The next morning, I was greeted with a much larger puddle under the car. Oh-oh! Collectively we had all torn apart and rebuilt countless race cars so we dug in to see what the problem was. And the verdict, the water pump had failed and needed to be replaced. We found one in nearby Sand Springs, OK and I went to fetch while the rest of the gang rolled up their sleeves and started pulling stuff off the car to get to the water pump. While they all ran their various sessions, I did the rest of the R&R (removal and replacement) of the water pump. And during their breaks, they helped out. So we had five guys all wrenching and racing and when the new pump was finally reinstalled, we put everything back together. It was getting late and but we wanted the job done before we left the track for the evening.

Now it was the moment of truth, we put fluids back in the car and started it up. And – all the fluid puked back out. Crap! Now it was late, the sun was setting and we sorely in need of margaritas. What could have gone wrong? We were not sure, but I suspected that someone had not tightened all the bolts down. I mean we were busy working, wrenching, racing, talking and maybe, just maybe someone had gotten distracted and not tightened down those bolts. And that someone would be me.

The next morning, we arrived back at the track and since we are all instructors we would be working with students for the whole day teaching them racing techniques. That left limited time to tear the car back down and get to those bolts. We figured that we just would not have enough time to tackle getting back at the water pump. But amazing (or weird) enough, one of our group had a student that had brought her teenage son to the track and this kid was already a Miata expert, having rebuilt two motors and complete cars by the time he was seventeen. He was totally stoked by the prospect of helping me getting access to the water pump. We turned him loose with a whole batch of tools and away he went.

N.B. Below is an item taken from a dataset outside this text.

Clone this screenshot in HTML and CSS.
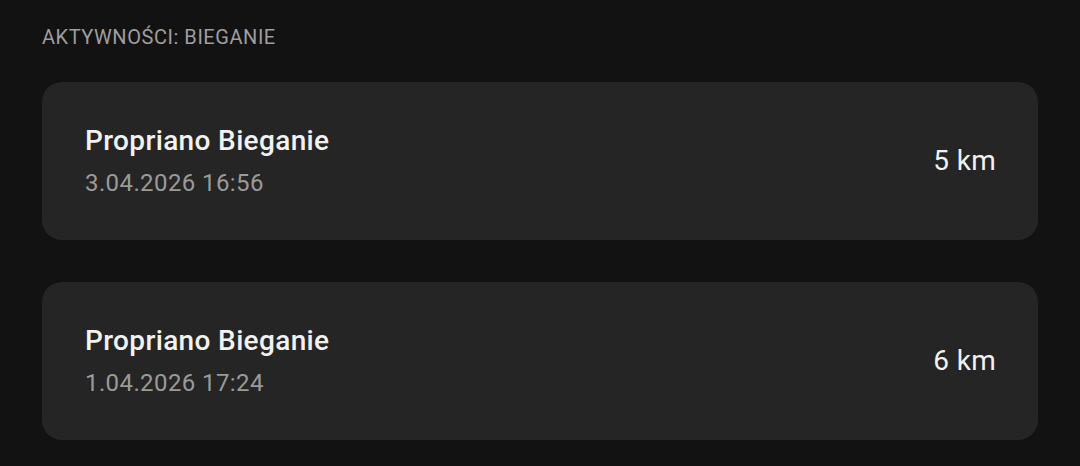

We did get to the water pump, and sure enough the bolts were all loose. Yep, I had not  tightened them. You know, that is how I roll. Usually I have to do repair jobs twice to correct for my screw ups the first time through. By noon, the job was finished. We put water back into the car and started it up and there were no leaks. Everything held! A cheer when up in our garage. While everyone else had lunch and then gathered on track for a huge group photo of all the Miata’s at the track, I was putting the finishing touches on the car to get it ready to head out onto the track. Yes, I wanted to drive the damn thing.

Finally, the Beast was out on the track. I worked for a lap and a half to get the tires up to temp, to dial in the grip then I started to hit it. But there was no power, no boost, no fun. I had to pull aside to let a faster car pass in a corner and almost parked the car and when I put my foot back into the accelerator, the car snap spun twisting in a very fast 360° spin. What the F…

Pulling back into the pits we were all collectively horrified when we saw the entire underside of the car covered in a sheen of thick oil, with more pouring out of the bottom of the motor. We put some oil back in the car and started it, it ran rough and we immediately killed it. The prognosis, the motor had blown up. Damn. The water pump ordeal, five so-so laps and now this. But it also solved a mystery, when I had pulled aside, my rear tires got covered in enough oil to cause the car to spin. What a terrible day. We pushed the car into the trailer and left the track very late. Arriving at the after-track party, I proceeded to drink a fair amount of bourbon and beer. Yeah, I deserved it. Got an award at the party. One for the least amount of laps turned in the whole two day track weekend – total of five. Yeah it was a terrible weekend.

So that brings me back to the premise, that dedicated track cars are more delicate than their dual purpose counterparts. So now I have the prospect of a new race motor, meaning get ready to open up the check book. But that is another story.